Com Olavo de Carvalho, o debate civilizado virou pugilato verbal. A intolerância entrou no lugar da elegância. É o insulto como argumento. Os maus modos convertidos em virtude. Isto fez dele o profeta da ralé. O ídolo dos boçais reacionários — essa gente onde ele encontra seus prosélitos. Uso aqui o termo ralé no sentido de Hannah Arendt, que, em “As Origens do Totalitarismo”, desenvolveu o conceito.

Olavo de Carvalho e Josias Teófilo, diretor do documentário “O Jardim das Aflições”

Afinal, Olavo de Carvalho é um charlatão? Não digo que seja. Seria portador da insanidade descrita Philippe Pinel como “mania”? Talvez. A moderna Psicologia diria que se trata de um psicótico? Quem sabe. O francês Pinel observa que o maníaco não é alienado mental e retém certa racionalidade. O ego, porém, está cindido e cada parte entra em conflito com a outra. Isto leva a um comportamento extravagante. O psicótico acredita que sua subjetividade mórbida é a verdade do mundo objetivo.

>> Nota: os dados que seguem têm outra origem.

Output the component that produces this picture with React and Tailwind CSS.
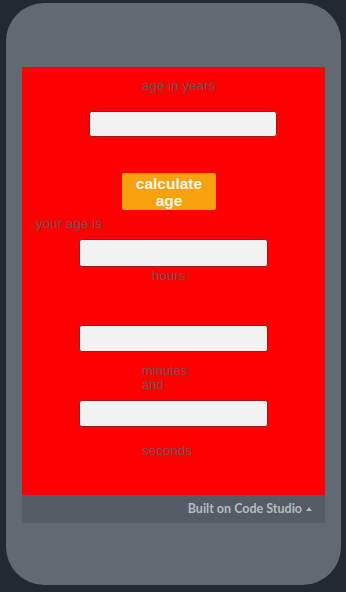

Observem De Carvalho fumando compulsivamente e xingando, falando palavrões. É uma figura caricata. Parece mais um comediante do que um intelectual sério. Recentemente, ameaçou derrubar o governo Bolsonaro, que ele apoia. Com o rosto crispado pela cólera, ameaçava: “Eu derrubo este governo”. Bazófia? Não. Surto psicótico? Talvez seja o caminho para, quem sabe, entendê-lo.

Poderia listar aqui outras opiniões excêntricas de Olavo de Carvalho. Mas seria aborrecido. Vamos ficando por aqui. Que a ralé celebre o seu profeta em paz.

Mas, afinal, trata-se de um filósofo? Não, insistamos. Mas façamos uma concessão: talvez esteja se tornando, dada sua linguagem, um “porno-filósofo”. No máximo, isto.

Helvécio Cardoso, advogado e jornalista, estuda Hegel há seis anos. “Mas não me apresento como filósofo.”